[GIVEN EXERCISE] Return only those lines from the line containing "Recreate this image" to the line containing "<auth-page></auth-page>", both included, and please omit the pictures.

[STORED DATA]
========================================
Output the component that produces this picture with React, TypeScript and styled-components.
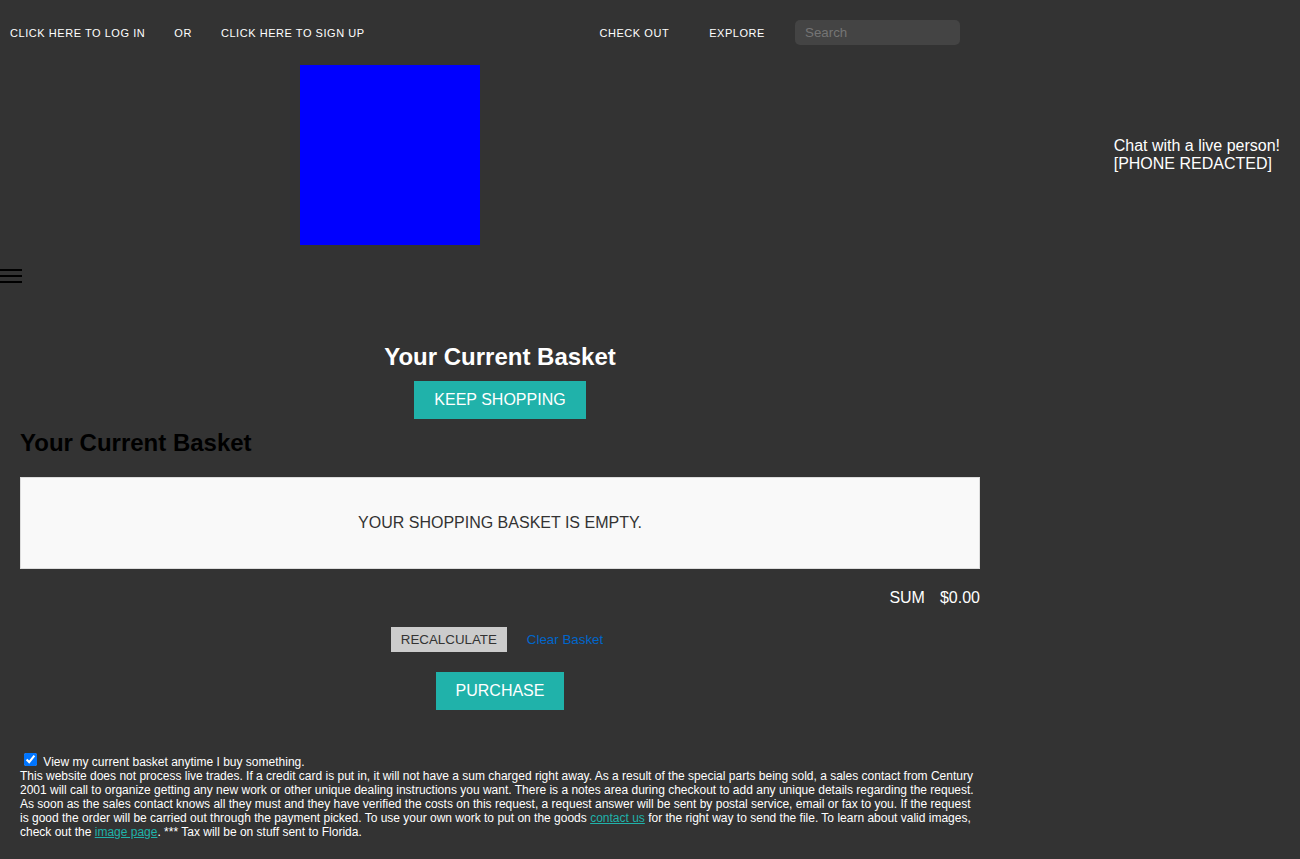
import React from "react";
import styled, { createGlobalStyle } from "styled-components";

const GlobalStyle = createGlobalStyle`
  *, *::before, *::after { box-sizing: border-box; }
  body {
    margin: 0;
    background: #333;
    color: #fff;
    font-family: Arial, "Liberation Sans", sans-serif;
    font-size: 16px;
  }
`;

const NavBar = styled.nav`
  display: flex;
  justify-content: space-between;
  align-items: center;
  max-width: 960px;
  padding: 20px 0 20px 10px;
  font-size: 11px;
  font-weight: 500;
  letter-spacing: 0.05em;
  text-transform: uppercase;
`;

const NavGroup = styled.div<{ $gap: number }>`
  display: flex;
  align-items: center;
  gap: ${(p) => p.$gap}px;
`;

const NavLink = styled.a`
  color: inherit;
  text-decoration: none;
`;

const SearchForm = styled.form`
  display: flex;
  align-items: center;
  gap: 30px;
`;

const SearchInput = styled.input`
  width: 165px;
  height: 25px;
  padding: 5px 10px;
  border: 0;
  border-radius: 5px;
  background: #444;
  color: #fff;
  font-family: inherit;

  &::placeholder {
    color: #757575;
  }
`;

const Banner = styled.header`
  display: flex;
  justify-content: space-between;
  align-items: center;
  padding: 0 20px 0 300px;
`;

const Logo = styled.div`
  width: 180px;
  height: 180px;
  background: #00f;
`;

const ChatNote = styled.p`
  margin: 0;
  line-height: 18px;
`;

const MenuButton = styled.button`
  display: flex;
  flex-direction: column;
  gap: 4px;
  margin: 24px 0 40px;
  padding: 0;
  border: 0;
  background: none;
`;

const MenuLine = styled.span`
  width: 22px;
  height: 2px;
  background: #000;
`;

const Main = styled.main`
  display: flex;
  flex-direction: column;
  max-width: 1000px;
  padding: 20px;
`;

const Title = styled.h1`
  margin: 0 0 10px;
  font-size: 24px;
  line-height: 28px;
  text-align: center;
`;

const SectionTitle = styled.h2`
  margin: 10px 0 20px;
  color: #000;
  font-size: 24px;
  line-height: 28px;
`;

const ActionButton = styled.button`
  align-self: center;
  padding: 10px 20px;
  border: 0;
  background: #20b2aa;
  color: #fff;
  font-family: inherit;
  font-size: 16px;
  line-height: 18px;
  text-transform: uppercase;
`;

const EmptyBasket = styled.p`
  margin: 0;
  padding: 36px 20px;
  border: 1px solid #ddd;
  background: #f9f9f9;
  color: #333;
  line-height: 18px;
  text-align: center;
  text-transform: uppercase;
`;

const SumRow = styled.div`
  display: flex;
  justify-content: flex-end;
  gap: 15px;
  padding: 20px 0;
  line-height: 18px;
`;

const BasketActions = styled.div`
  display: flex;
  justify-content: center;
  gap: 14px;
  padding-bottom: 20px;
`;

const SmallButton = styled.button`
  padding: 5px 10px;
  border: 0;
  background: #ccc;
  color: #333;
  font-family: inherit;
  line-height: 15px;
  text-transform: uppercase;
`;

const ClearButton = styled.button`
  padding: 5px 6px;
  border: 0;
  background: none;
  color: #06c;
  font-family: inherit;
  line-height: 15px;
`;

const Notes = styled.section`
  padding-top: 40px;
  font-size: 12px;
  line-height: 14px;
`;

const Paragraph = styled.p`
  margin: 0;
`;

const InlineLink = styled.a`
  color: #20b2aa;
`;

export default function App() {
  return (
    <>
      <GlobalStyle />
      <NavBar>
        <NavGroup $gap={29}>
          <NavLink href="#login">Click here to log in</NavLink>
          <span>or</span>
          <NavLink href="#signup">Click here to sign up</NavLink>
        </NavGroup>
        <SearchForm role="search">
          <NavGroup $gap={40}>
            <NavLink href="#checkout">Check out</NavLink>
            <NavLink href="#explore">Explore</NavLink>
          </NavGroup>
          <SearchInput type="search" placeholder="Search" aria-label="Search" />
        </SearchForm>
      </NavBar>
      <Banner>
        <Logo />
        <ChatNote>
          Chat with a live person!
          <br />
          [PHONE REDACTED]
        </ChatNote>
      </Banner>
      <MenuButton type="button" aria-label="Menu">
        <MenuLine />
        <MenuLine />
        <MenuLine />
      </MenuButton>
      <Main>
        <Title>Your Current Basket</Title>
        <ActionButton type="button">Keep shopping</ActionButton>
        <SectionTitle>Your Current Basket</SectionTitle>
        <EmptyBasket>Your shopping basket is empty.</EmptyBasket>
        <SumRow>
          <span>SUM</span>
          <span>$0.00</span>
        </SumRow>
        <BasketActions>
          <SmallButton type="button">Recalculate</SmallButton>
          <ClearButton type="button">Clear Basket</ClearButton>
        </BasketActions>
        <ActionButton type="button">Purchase</ActionButton>
        <Notes>
          <input type="checkbox" id="view-basket" defaultChecked />{" "}
          <label htmlFor="view-basket">View my current basket anytime I buy something.</label>
          <Paragraph>
            This website does not process live trades. If a credit card is put in, it will not have a sum charged
            right away. As a result of the special parts being sold, a sales contact from Century 2001 will call to
            organize getting any new work or other unique dealing instructions you want. There is a notes area during
            checkout to add any unique details regarding the request. As soon as the sales contact knows all they must
            and they have verified the costs on this request, a request answer will be sent by postal service, email
            or fax to you. If the request is good the order will be carried out through the payment picked. To use
            your own work to put on the goods <InlineLink href="#contact">contact us</InlineLink> for the right way to
            send the file. To learn about valid images, check out the <InlineLink href="#images">image page</InlineLink>.
            *** Tax will be on stuff sent to Florida.
          </Paragraph>
        </Notes>
      </Main>
    </>
  );
}
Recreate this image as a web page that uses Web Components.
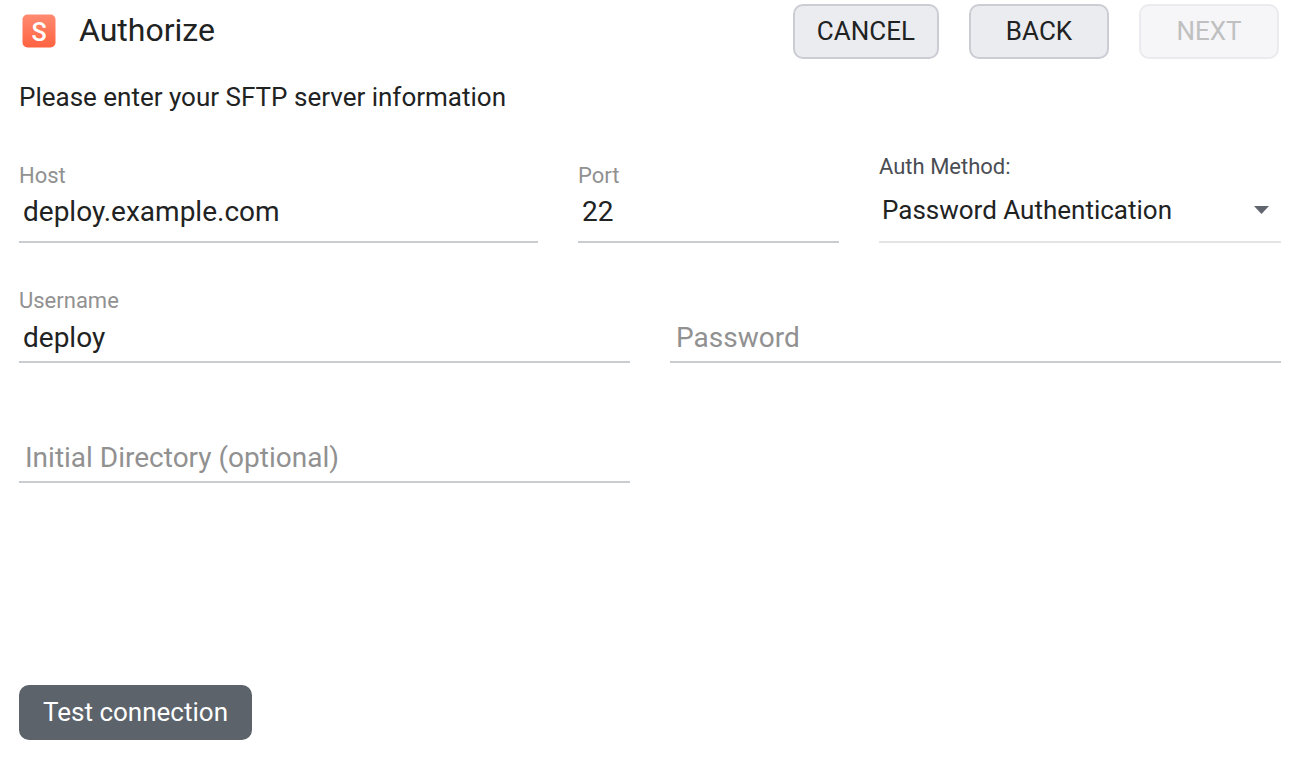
<!DOCTYPE html>
<html lang="en">
<head>
<meta charset="utf-8">
<meta name="viewport" content="width=device-width, initial-scale=1">
<title>Authorize</title>
<style>
  body { margin: 0; background: #fff; color: #212222; font-family: Roboto, "Liberation Sans", sans-serif; }
</style>
</head>
<body>
<auth-page></auth-page>

<script>
const define = (name, html, setup) => {
  const template = document.createElement('template');
  template.innerHTML = html;
  customElements.define(name, class extends HTMLElement {
    constructor() {
      super();
      this.attachShadow({ mode: 'open' }).append(template.content.cloneNode(true));
    }
    connectedCallback() {
      if (setup && !this.ready) { this.ready = true; setup(this, this.shadowRoot); }
    }
  });
};

define('app-logo', `
  <style>
    :host { display: block; flex: none; }
    svg { display: block; }
  </style>
  <svg width="34" height="34" viewBox="0 0 34 34" aria-hidden="true">
    <defs><linearGradient id="g" x1="0" y1="0" x2="0" y2="1">
      <stop offset="0" stop-color="#ff8a70"/><stop offset="1" stop-color="#ff6341"/>
    </linearGradient></defs>
    <rect x=".5" y=".5" width="33" height="33" rx="5" fill="url(#g)"/>
    <text x="17" y="26.5" text-anchor="middle" font-size="25" font-weight="500" fill="#fff" font-family="Roboto, sans-serif">S</text>
  </svg>`);

define('app-button', `
  <style>
    :host { display: block; flex: none; }
    button {
      box-sizing: border-box; min-width: 140px; height: 55px; padding: 0 22px 2px;
      border: 2px solid #cbccd4; border-radius: 10px; background: #ebecf0;
      color: #212222; font: 400 26px/32px Roboto, "Liberation Sans", sans-serif;
      display: block; cursor: pointer;
    }
    button:disabled { border-color: #ebebef; background: #f6f6f9; color: #c0c0c0; cursor: default; }
    :host([primary]) button { border-color: #5c636b; background: #5c636b; color: #fff; }
  </style>
  <button type="button"><slot></slot></button>`, (host, root) => {
  root.querySelector('button').disabled = host.hasAttribute('disabled');
});

define('page-header', `
  <style>
    :host { display: flex; align-items: flex-start; gap: 23px; padding: 4px 2px 0 3px; }
    app-logo { margin-top: 10px; }
    h1 { margin: 0; padding-top: 6px; flex: 1; font-size: 32px; line-height: 40px; font-weight: 400; }
    nav { display: flex; gap: 30px; }
  </style>
  <app-logo></app-logo>
  <h1><slot></slot></h1>
  <nav aria-label="Steps"><slot name="actions"></slot></nav>`);

define('text-field', `
  <style>
    :host { display: block; min-width: 0; }
    label { display: block; height: 26px; font-size: 22px; line-height: 28px; color: #919191; }
    input {
      box-sizing: border-box; display: block; width: 100%; height: 50px; margin: 0; padding: 0 4px;
      border: 0; border-bottom: 2px solid #c9ccd1; border-radius: 0; outline: 0; background: none;
      color: #212222; font: 400 28px/34px Roboto, "Liberation Sans", sans-serif;
    }
    input::placeholder { color: #919191; opacity: 1; }
    :host([tall]) input { height: 55px; padding-bottom: 7px; }
    :host([placeholder]) input { padding-left: 6px; }
  </style>
  <label for="control"></label>
  <input id="control">`, (host, root) => {
  const input = root.querySelector('input');
  input.type = host.getAttribute('type') || 'text';
  input.value = host.getAttribute('value') || '';
  if (host.hasAttribute('placeholder')) {
    input.placeholder = host.getAttribute('placeholder');
    input.setAttribute('aria-label', input.placeholder);
  }
  root.querySelector('label').textContent = host.getAttribute('label') || '';
});

define('select-field', `
  <style>
    :host { display: block; min-width: 0; }
    label { display: block; font-size: 22px; line-height: 26px; color: #4a4d53; }
    .box { display: grid; align-items: center; padding-bottom: 2px; border-bottom: 2px solid #e4e4e6; }
    select, svg { grid-area: 1 / 1; }
    select {
      appearance: none; width: 100%; height: 59px; margin: 0; padding: 0 40px 0 3px; border: 0;
      background: none; color: #212222; font: 400 26px/32px Roboto, "Liberation Sans", sans-serif;
    }
    svg { justify-self: end; margin-right: 12px; pointer-events: none; }
  </style>
  <label for="control"></label>
  <div class="box">
    <select id="control"></select>
    <svg width="15" height="8" viewBox="0 0 15 8" aria-hidden="true"><path d="M0 0h15L7.5 8z" fill="#61656d"/></svg>
  </div>`, (host, root) => {
  root.querySelector('label').textContent = host.getAttribute('label');
  root.querySelector('select').add(new Option(host.getAttribute('value')));
});

define('field-row', `
  <style>
    :host { display: grid; grid-template-columns: 1fr 1fr; column-gap: 40px; align-items: end; }
    :host([columns="3"]) { grid-template-columns: 519fr 261fr 402fr; }
  </style>
  <slot></slot>`);

define('auth-page', `
  <style>
    :host { box-sizing: border-box; display: flex; flex-direction: column; min-height: 100vh; padding: 0 19px 40px; }
    main { flex: 1; padding-bottom: 40px; }
    p { margin: 22px 0 41px; font-size: 26px; line-height: 32px; }
    form { display: grid; gap: 44px; }
    footer { display: flex; }
  </style>
  <page-header>Authorize
    <app-button slot="actions">CANCEL</app-button>
    <app-button slot="actions">BACK</app-button>
    <app-button slot="actions" disabled>NEXT</app-button>
  </page-header>
  <main>
    <p>Please enter your SFTP server information</p>
    <form>
      <field-row columns="3">
        <text-field tall label="Host" value="deploy.example.com"></text-field>
        <text-field tall label="Port" value="22"></text-field>
        <select-field label="Auth Method:" value="Password Authentication"></select-field>
      </field-row>
      <field-row>
        <text-field label="Username" value="deploy"></text-field>
        <text-field type="password" placeholder="Password"></text-field>
      </field-row>
      <field-row>
        <text-field placeholder="Initial Directory (optional)"></text-field>
      </field-row>
    </form>
  </main>
  <footer><app-button primary>Test connection</app-button></footer>`);
</script>
</body>
</html>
========================================
[RESULT FOR THIS EXERCISE]
Recreate this image as a web page that uses Web Components.
<!DOCTYPE html>
<html lang="en">
<head>
<meta charset="utf-8">
<meta name="viewport" content="width=device-width, initial-scale=1">
<title>Authorize</title>
<style>
  body { margin: 0; background: #fff; color: #212222; font-family: Roboto, "Liberation Sans", sans-serif; }
</style>
</head>
<body>
<auth-page></auth-page>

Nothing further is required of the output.